A medida tem três eixos: a rastreabilidade individual (que é o processo de colocar brincos nos bois); a integridade socioambiental (que é a garantia de que o animal não veio de área desmatada); e o desenvolvimento da pecuária (governo prevê crédito e assistência técnica para melhorar a produção).

O g1 procurou a Adepará para entender mais sobre o programa. Em resposta, o órgão enviou um cronograma dos prazos de implementação da política pública. Veja a seguir.

Cronograma

Até 31 de dezembro de 2025: os produtores deverão, obrigatoriamente, identificar – com brincos e chips – todos os bois que serão movimentados dentro do estado, seja para abate, cria, recria, engorda, leilões e exportação;
Até 31 de dezembro de 2026: todo boi que foi ou não movimentado dentro do estado deverá ser identificado.
O sistema também será dividido em três fases, começando pelas regionais com o maior número de rebanhos.

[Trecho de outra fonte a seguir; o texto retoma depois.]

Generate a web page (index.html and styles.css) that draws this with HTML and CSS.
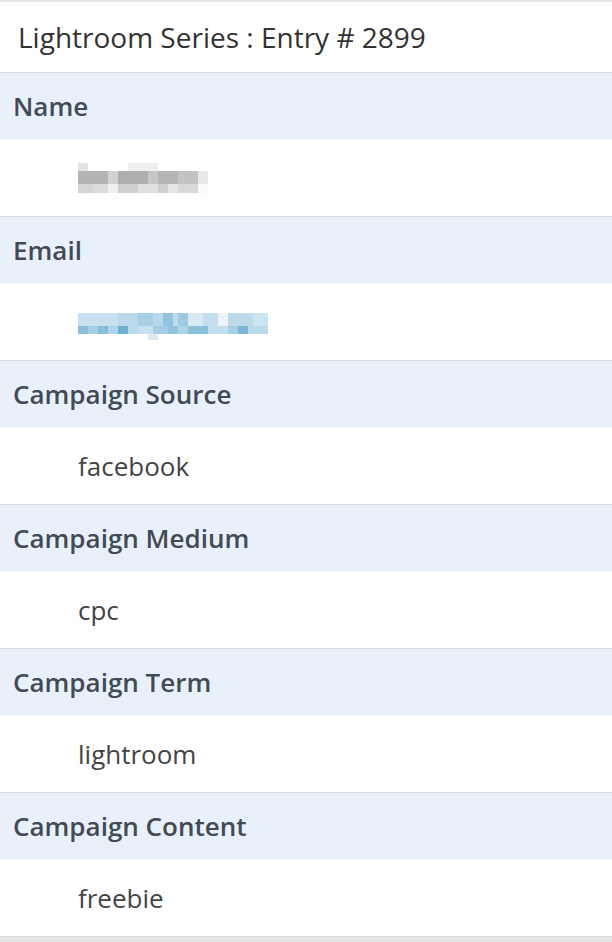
FILE: index.html
```html
<!DOCTYPE html>
<html>
<head>
<meta charset="utf-8">
<link rel="stylesheet" href="styles.css">
</head>
<body>
<div class="panel">
  <div class="title">Lightroom Series : Entry # 2899</div>
  <div class="field">
    <div class="label">Name</div>
    <div class="value"><div class="mosaic mosaic-name"></div></div>
  </div>
  <div class="field">
    <div class="label">Email</div>
    <div class="value"><div class="mosaic mosaic-email"></div></div>
  </div>
  <div class="field">
    <div class="label">Campaign Source</div>
    <div class="value">facebook</div>
  </div>
  <div class="field">
    <div class="label">Campaign Medium</div>
    <div class="value">cpc</div>
  </div>
  <div class="field">
    <div class="label">Campaign Term</div>
    <div class="value">lightroom</div>
  </div>
  <div class="field">
    <div class="label">Campaign Content</div>
    <div class="value">freebie</div>
  </div>
</div>
</body>
</html>
```
FILE: styles.css
```css
html, body {
  margin: 0;
  padding: 0;
  background: #e6e6e6;
}
body {
  font-family: "Open Sans", "Noto Sans", sans-serif;
  width: 612px;
  height: 942px;
  overflow: hidden;
}
.panel {
  margin-top: 2px;
  background: #fff;
}
.title {
  height: 71px;
  box-sizing: border-box;
  padding-left: 18px;
  display: flex;
  align-items: center;
  font-size: 28px;
  color: #333;
  border-bottom: 1px solid #dcdcdc;
}
.field {
  border-bottom: 1px solid #dcdcdc;
}
.label {
  height: 66px;
  display: flex;
  align-items: center;
  padding-left: 13px;
  background: #e8f1fa;
  font-size: 26px;
  font-weight: 600;
  color: #434a54;
}
.value {
  height: 77px;
  display: flex;
  align-items: center;
  padding-left: 78px;
  font-size: 26px;
  color: #444;
  background: #fff;
}
.mosaic {
  position: relative;
}
.mosaic-name {
  width: 130px;
  height: 30px;
  margin-top: 0;
  background:
    linear-gradient(to right, #e4e4e4 0 10px, transparent 10px 50px, #f0f0f0 50px 80px, transparent 80px) 0 0 / 130px 8px no-repeat,
    linear-gradient(to right, #b4b4b4 0 30px, #d2d2d2 30px 40px, #afafaf 40px 70px, #c6c6c6 70px 80px, #b6b6b6 80px 100px, #c2c2c2 100px 120px, #e8e8e8 120px 130px) 0 8px / 130px 13px no-repeat,
    linear-gradient(to right, #d4d4d4 0 15px, #dbdbdb 15px 30px, #f0f0f0 30px 40px, #cfcfcf 40px 60px, #dfdfdf 60px 80px, #cecece 80px 90px, #e6e6e6 90px 100px, #d9d9d9 100px 120px, #fafafa 120px 130px) 0 21px / 130px 9px no-repeat;
}
.mosaic-email {
  width: 190px;
  height: 28px;
  margin-top: 10px;
  background:
    linear-gradient(to right, #c8e0ef 0 40px, #bcd9ec 40px 60px, #a7cfe5 60px 75px, #b9d8eb 75px 85px, #8fc4de 85px 95px, #c0dcec 95px 100px, #9ecbe2 100px 110px, #d8e9f3 110px 125px, #c5dfee 125px 140px, #eef6fb 140px 150px, #bed9ea 150px 175px, #cde4f1 175px 190px) 0 0 / 190px 13px no-repeat,
    linear-gradient(to right, #8cc0da 0 10px, #a6cfe4 10px 20px, #86bdd9 20px 30px, #b0d5e8 30px 40px, #6fb1d1 40px 50px, #b8daeb 50px 60px, #c8e1ef 60px 75px, #a4cde3 75px 90px, #92c5de 90px 100px, #b0d4e7 100px 110px, #8cc1db 110px 130px, #c3dfee 130px 150px, #a7cfe4 150px 160px, #7db7d5 160px 170px, #b9d9ea 170px 190px) 0 13px / 190px 8px no-repeat,
    linear-gradient(to right, transparent 0 70px, #dfeaf0 70px 80px, transparent 80px) 0 21px / 190px 6px no-repeat;
}
```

1ª fase: Marabá, Tucuruí, Novo Progresso, Xinguara, Redenção, São Geraldo do Araguaia, Altamira, Rondon e Tucumã – programada para 2024 e 2025;

2ª fase: Abaetetuba, Castanhal, Capanema, Capitão Poço, Santarém, Oriximiná, Itaituba e Paragominas – janeiro a dezembro de 2025.

3ª fase: Almeirim, Soure, Breves – a Adepará não detalhou as datas dessa etapa. O g1 questionou o órgão, mas não houve resposta até a publicação dessa reportagem.